Interesting that there was such an explosion of material in a short period. I bought all of these paperbacks in 1985, in my second year of university, when I moved out of home, found the wonderful secondhand bookshops on Glebe Point Road in Sydney, and really started my education. (Disgraceful that my posh girls’ school hadn’t even hinted that such works existed.)
Then again, I thought at the time these were very old books, but of course it was only a decade since their publication. They confirmed for me many of the things I’d observed and thought, but had not had any impact on most areas of Australian life, including (perhaps unsurprisingly) the agriculture faculty (particularly the reproduction lecturer who interspersed slides of naked women with cow uteri to “enliven” lectures).
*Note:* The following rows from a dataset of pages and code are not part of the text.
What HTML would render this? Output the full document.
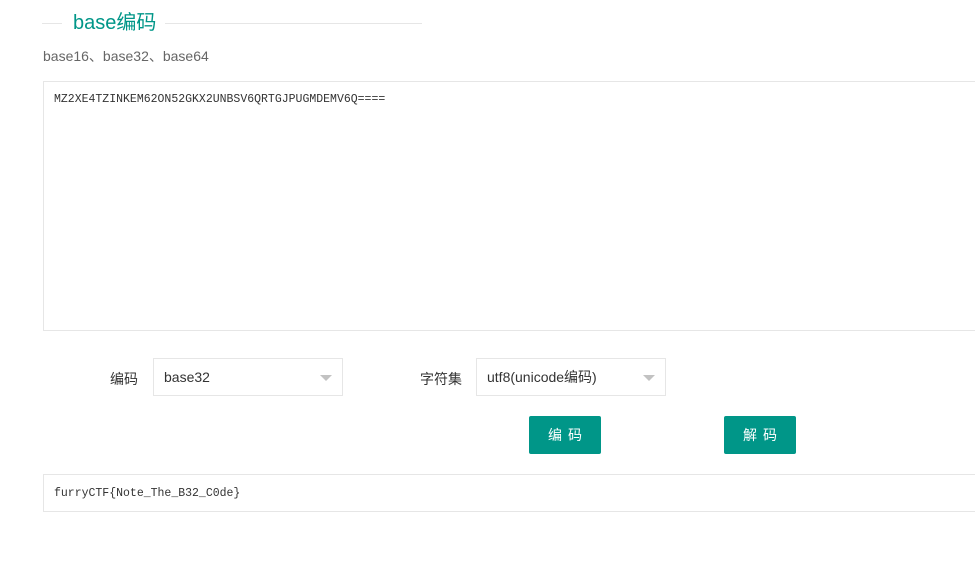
<!DOCTYPE html>
<html><head><meta charset="utf-8"><style>
body{margin:0;width:975px;height:562px;background:#fff;position:relative;overflow:hidden;font-family:"Liberation Sans","Noto Sans CJK SC",sans-serif;}
.a{position:absolute}
.line{position:absolute;height:1px;background:#e6e6e6}
.box{position:absolute;border:1px solid #e6e6e6;box-sizing:border-box;background:#fff}
.mono{font-family:"Liberation Mono","Noto Sans CJK SC",monospace;font-size:11.5px;color:#333}
.sel{position:absolute;border:1px solid #e6e6e6;box-sizing:border-box;height:38px;font-size:14px;color:#333;line-height:36px;padding-left:10px}
.tri{position:absolute;right:10px;top:16px;width:0;height:0;border-left:6px solid transparent;border-right:6px solid transparent;border-top:6px solid #c2c2c2}
.btn{position:absolute;background:#009688;color:#fff;font-size:14px;text-align:center;line-height:38px;width:72px;height:38px;border-radius:2px;letter-spacing:6px;text-indent:6px}
.lbl{position:absolute;font-size:14px;color:#333}
</style></head><body>
<div class="line" style="left:42px;top:23px;width:20px"></div>
<div class="a" style="left:73px;top:10px;font-size:20px;color:#009688;line-height:26px">base编码</div>
<div class="line" style="left:165px;top:23px;width:257px"></div>
<div class="a" style="left:43px;top:47px;font-size:14px;color:#666;line-height:18px">base16、base32、base64</div>
<div class="box" style="left:43px;top:81px;width:940px;height:250px"></div>
<div class="a mono" style="left:54px;top:93px">MZ2XE4TZINKEM62ON52GKX2UNBSV6QRTGJPUGMDEMV6Q====</div>
<div class="lbl" style="left:110px;top:369px">编码</div>
<div class="sel" style="left:153px;top:358px;width:190px">base32<div class="tri"></div></div>
<div class="lbl" style="left:420px;top:369px">字符集</div>
<div class="sel" style="left:476px;top:358px;width:190px">utf8(unicode编码)<div class="tri"></div></div>
<div class="btn" style="left:529px;top:416px">编码</div>
<div class="btn" style="left:724px;top:416px">解码</div>
<div class="box" style="left:43px;top:474px;width:940px;height:38px"></div>
<div class="a mono" style="left:54px;top:487px">furryCTF{Note_The_B32_C0de}</div>
</body></html>
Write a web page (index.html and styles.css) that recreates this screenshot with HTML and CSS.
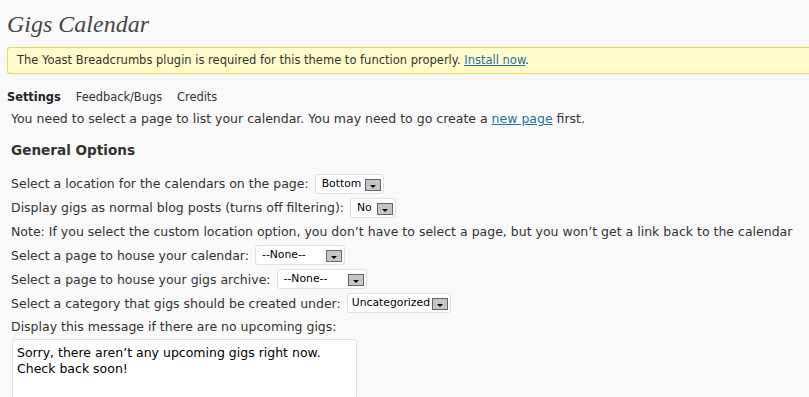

Purchases in the past ten years, when not living in Oz, has been much more piecemeal, but two books probably present an outline of two key areas of debate.
* The First Stone: Some Questions about Sex and Power, by Helen Garner, 1995. She identifies herself as a feminist, but she struggles to come to terms with a celebrated case of alleged sexual harassment/assault in a college of Melbourne University in 1992 that was a cause celebre at the time.
* Bad Girls: the Media, Sex and Feminism in the 90s, Catharine Lumby, 1977 written in explicit response to a question asked by Anne Summers as to why younger women are so alienated by feminists of her era. “She recalls how horrified she was to discover many younger women haven’t made the connection ‘between the great array of choices now available and the battles we fought’. (p. 154) The answer the books gives is that feminism has become an institution, with all of the inevitable power frameworks that involves, and the excluded are bound to protest. To call it a defender of “lipstick feminism” would be simplistic, although there’s an element of that; it might be fairer to say it defends feminist diversity.
(I’ve haven’t included Germaine Greer’s books because she writes about women around the world, rather than specifically in Australia.)